Structural impediments in Taiwan’s investment environment include: excessive or inconsistent regulation; market influence exerted by domestic and state-owned enterprises (SOEs) in the utilities, energy, postal, transportation, financial, and real estate sectors; foreign ownership limits in sectors deemed sensitive; and regulatory scrutiny over the participation of People’s Republic of China (PRC)-sourced capital. The Taiwan Central Bank retains a currency convertibility policy in which it reserves the right to require large transactions that could impact the foreign exchange market to be scheduled over several days. Taiwan has among the lowest levels of private equity investment in Asia, and U.S. private equity firms have expressed concern about a long-standing lack of transparency and predictability in the investment approvals process, especially in sectors deemed sensitive but that allow foreign ownership.
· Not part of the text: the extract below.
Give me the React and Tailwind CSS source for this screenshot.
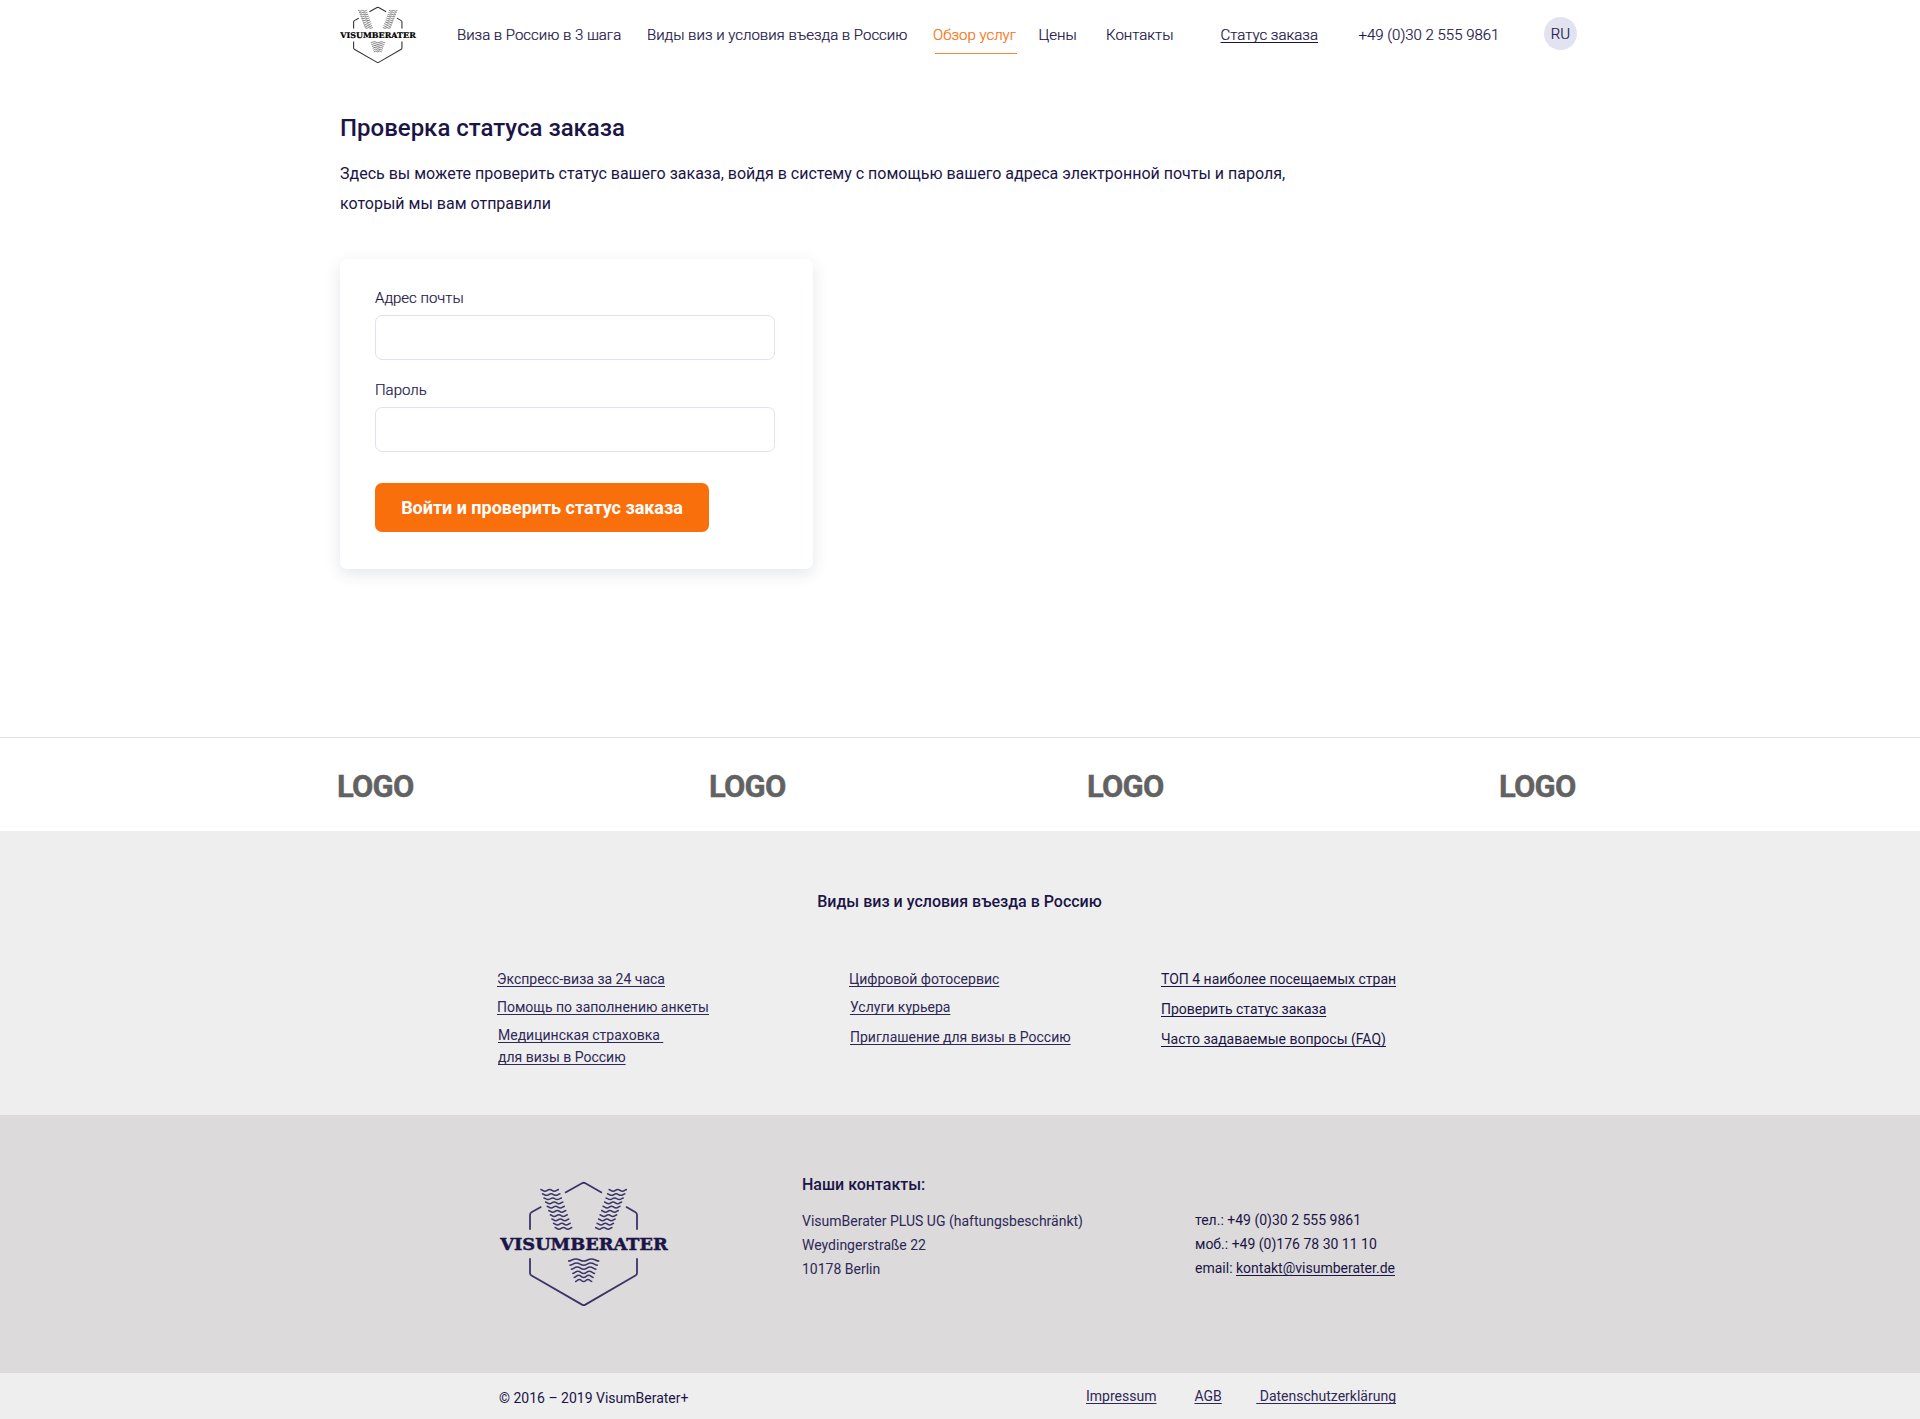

Sharing economy investors have faced obstacles in the form of protections for domestic industries and the absence of implementing regulations for approved investments. Taiwan in late 2016 implemented new rules mandating a 60-day public comment period for draft laws and regulations emanating from regulatory agencies; while welcomed by the U.S. business community, the new rules have not been consistently applied.